At the same time, managed cloud services will become more strategic for partners, MSPs, and system integrators that want to deliver repeatable ERP outcomes without building every operational capability internally. Platforms that support PostgreSQL-based data services, Redis-backed performance patterns where relevant, containerized deployment, and strong IAM integration can provide a more future-ready foundation when paired with disciplined governance. The winning model will usually be the one that balances standardization with enough flexibility for distribution-specific execution.
Executive Conclusion
Distribution ERP and on-premise ERP should be compared as operating models for business change, not as abstract technology categories. If the enterprise needs rapid network expansion, lower support complexity, stronger integration agility, and more predictable resilience operations, cloud-oriented distribution ERP models often create structural advantages. If the organization has exceptional internal IT maturity, stable process requirements, and legitimate reasons for local control, on-premise ERP can still be justified. The decision should rest on TCO, governance capability, customization strategy, licensing economics, and migration risk.
The best executive recommendation is to evaluate modernization in stages, quantify support costs beyond software fees, and prioritize architecture choices that preserve optionality.

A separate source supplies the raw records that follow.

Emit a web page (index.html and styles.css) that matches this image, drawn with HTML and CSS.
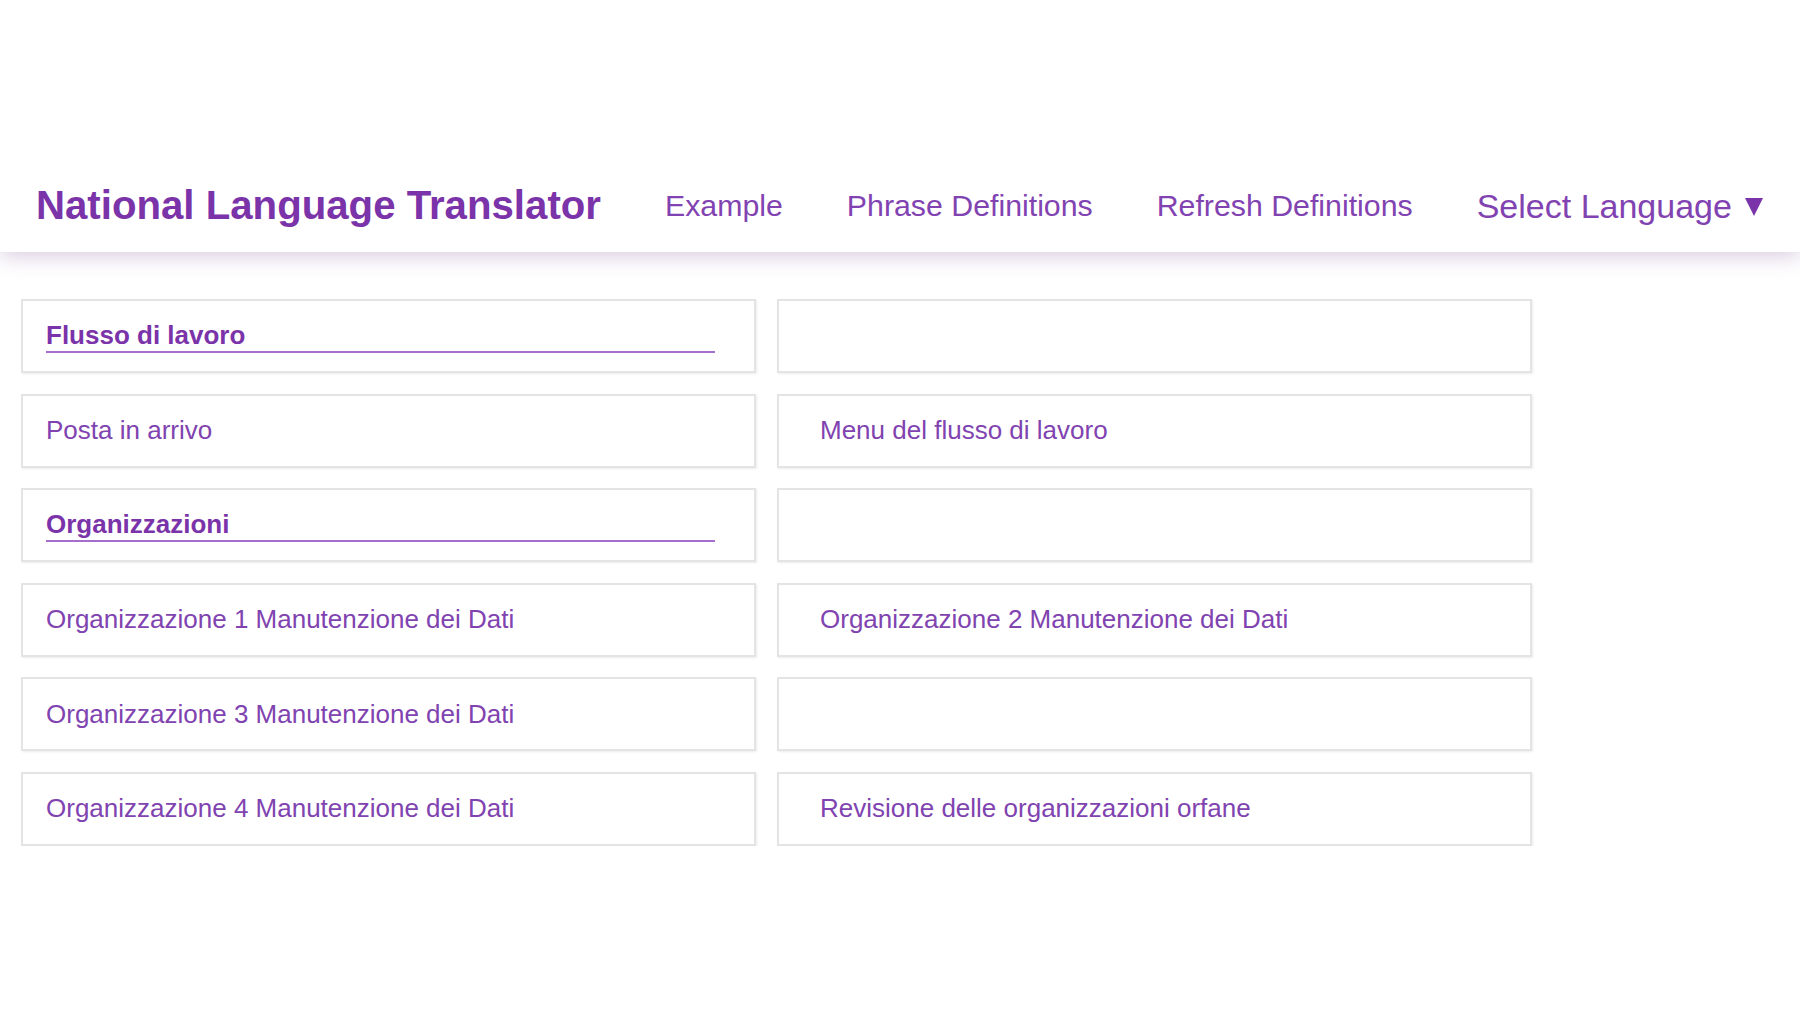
FILE: index.html
```html
<!DOCTYPE html>
<html lang="it">
  <head>
    <meta charset="utf-8" />
    <title>National Language Translator</title>
    <link rel="stylesheet" href="styles.css">
  </head>
  <body>
    <header class="topbar">
      <h1 class="brand">National Language Translator</h1>
      <nav class="nav">
        <a class="nav-link" href="#">Example</a>
        <a class="nav-link" href="#">Phrase Definitions</a>
        <a class="nav-link" href="#">Refresh Definitions</a>
        <a class="nav-link lang" href="#">Select Language
          <svg class="caret" viewBox="0 0 18 18" width="18" height="18">
            <path d="M0,0 H18 L9,18 Z" fill="#7a33a8" />
          </svg>
        </a>
      </nav>
    </header>

    <main class="menu-grid">
      <div class="card left"><span class="section">Flusso di lavoro</span></div>
      <div class="card right"></div>

      <div class="card left"><a class="item" href="#">Posta in arrivo</a></div>
      <div class="card right"><a class="item" href="#">Menu del flusso di lavoro</a></div>

      <div class="card left"><span class="section">Organizzazioni</span></div>
      <div class="card right"></div>

      <div class="card left"><a class="item" href="#">Organizzazione 1 Manutenzione dei Dati</a></div>
      <div class="card right"><a class="item" href="#">Organizzazione 2 Manutenzione dei Dati</a></div>

      <div class="card left"><a class="item" href="#">Organizzazione 3 Manutenzione dei Dati</a></div>
      <div class="card right"></div>

      <div class="card left"><a class="item" href="#">Organizzazione 4 Manutenzione dei Dati</a></div>
      <div class="card right"><a class="item" href="#">Revisione delle organizzazioni orfane</a></div>
    </main>
  </body>
</html>
```

FILE: styles.css
```css
body {
  margin: 0;
  background: #ffffff;
  font-family: "Liberation Sans", Arial, sans-serif;
  color: #7d3cab;
}

a {
  color: inherit;
  text-decoration: none;
}

.topbar {
  height: 252px;
  box-sizing: border-box;
  padding: 160px 0 0 36px;
  display: flex;
  align-items: center;
  background: #ffffff;
  box-shadow: 0 4px 20px rgba(110, 70, 140, 0.28);
  position: relative;
}

.brand {
  margin: 0;
  font-size: 40.2px;
  font-weight: bold;
  color: #7a33a8;
}

.nav {
  display: flex;
  align-items: center;
}

.nav-link {
  margin-left: 64px;
  font-size: 30.3px;
  color: #8243b2;
}

.lang {
  font-size: 34px;
  display: flex;
  align-items: center;
}

.caret {
  margin-left: 13px;
  margin-top: 2px;
}

.menu-grid {
  display: grid;
  grid-template-columns: 735px 755px;
  grid-auto-rows: 74px;
  column-gap: 21px;
  row-gap: 20.6px;
  margin: 47px 0 0 21px;
}

.card {
  border: 2px solid #e4e4e4;
  box-shadow: 1px 1px 2px rgba(0, 0, 0, 0.08);
  box-sizing: border-box;
  display: flex;
  flex-direction: column;
  justify-content: center;
  font-size: 26px;
}

.card.left {
  padding-left: 23px;
  padding-right: 39px;
}

.card.right {
  padding-left: 41px;
  padding-right: 39px;
}

.section {
  display: block;
  font-weight: bold;
  color: #7a33a8;
  border-bottom: 2px solid #a56dcc;
}

.item {
  color: #8043b0;
}
```
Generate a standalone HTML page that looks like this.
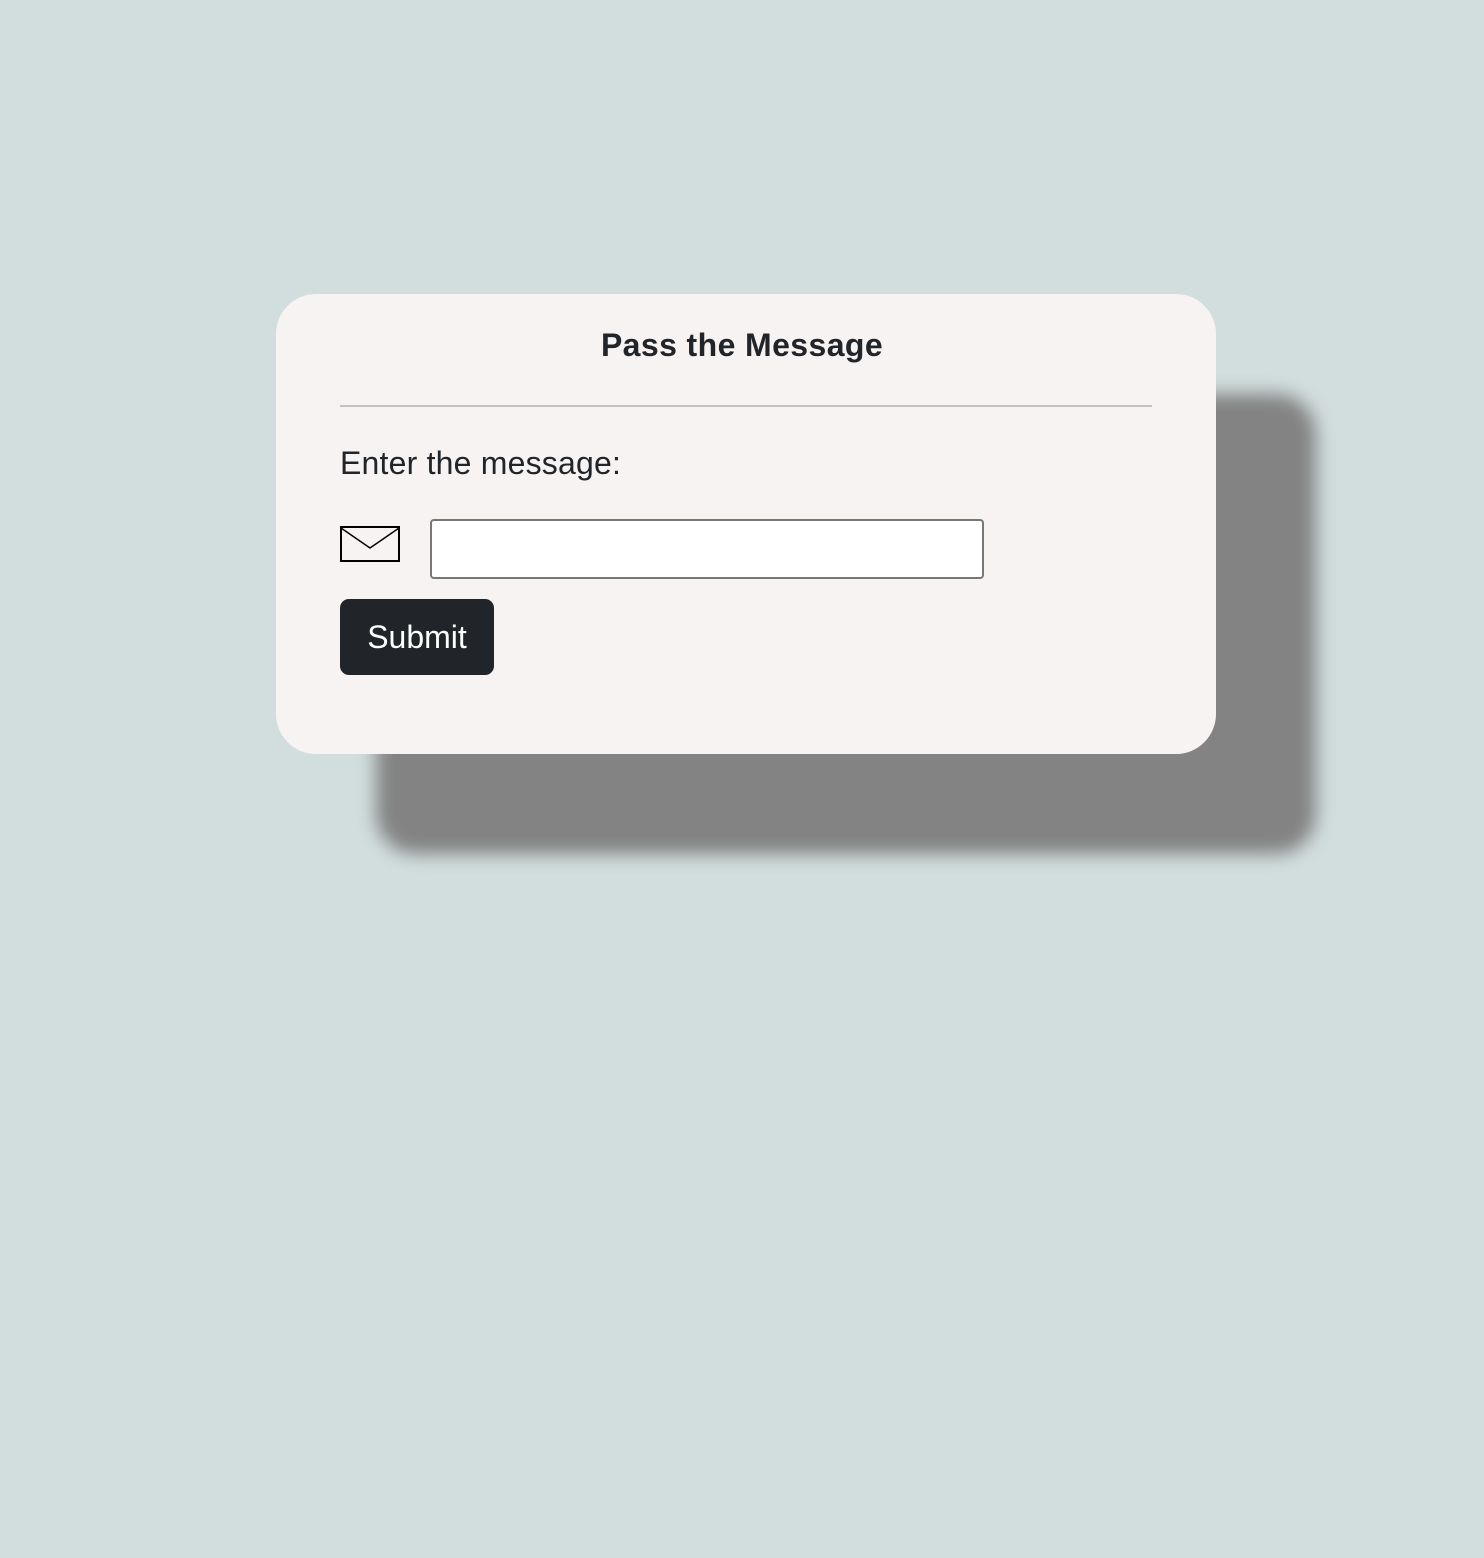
<!DOCTYPE html>
<html><head><style>
html,body{margin:0;padding:0;}
body{width:1484px;height:1558px;background:#d2dede;position:relative;font-family:"Liberation Sans",sans-serif;overflow:hidden;}
.card{position:absolute;left:276px;top:294px;width:940px;height:460px;background:#f6f3f2;border-radius:40px;box-shadow:100px 100px 18px #838383;}
h1{position:absolute;left:0;right:0;top:327px;margin:0;text-align:center;font-size:32px;font-weight:bold;color:#212529;letter-spacing:0.4px;}
.hr{position:absolute;left:340px;top:405px;width:812px;height:2px;background:#c4c1c0;}
.lbl{position:absolute;left:340px;top:445px;font-size:32px;color:#212529;letter-spacing:0.2px;}
.env{position:absolute;left:340px;top:526px;}
.inp{position:absolute;left:430px;top:519px;width:550px;height:56px;background:#fff;border:2px solid #777;border-radius:4px;}
.btn{position:absolute;left:340px;top:599px;width:154px;height:76px;background:#212529;border-radius:9px;color:#fff;font-size:32px;line-height:76px;text-align:center;}
</style></head><body>
<div class="card"></div>
<h1>Pass the Message</h1>
<div class="hr"></div>
<div class="lbl">Enter the message:</div>
<svg class="env" width="60" height="36" viewBox="0 0 60 36"><rect x="1" y="1" width="58" height="34" fill="none" stroke="#000" stroke-width="2"/><path d="M1 2 L30 22 L59 2" fill="none" stroke="#000" stroke-width="1.5"/></svg>
<div class="inp"></div>
<div class="btn">Submit</div>
</body></html>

For partners and enterprise teams building repeatable solutions, the strongest long-term position usually comes from API-first design, governed extensibility, resilient cloud deployment choices, and a partner ecosystem that supports enablement rather than lock-in. That is where a partner-first approach, including white-label ERP and managed cloud services when appropriate, can add practical value without forcing a one-size-fits-all answer.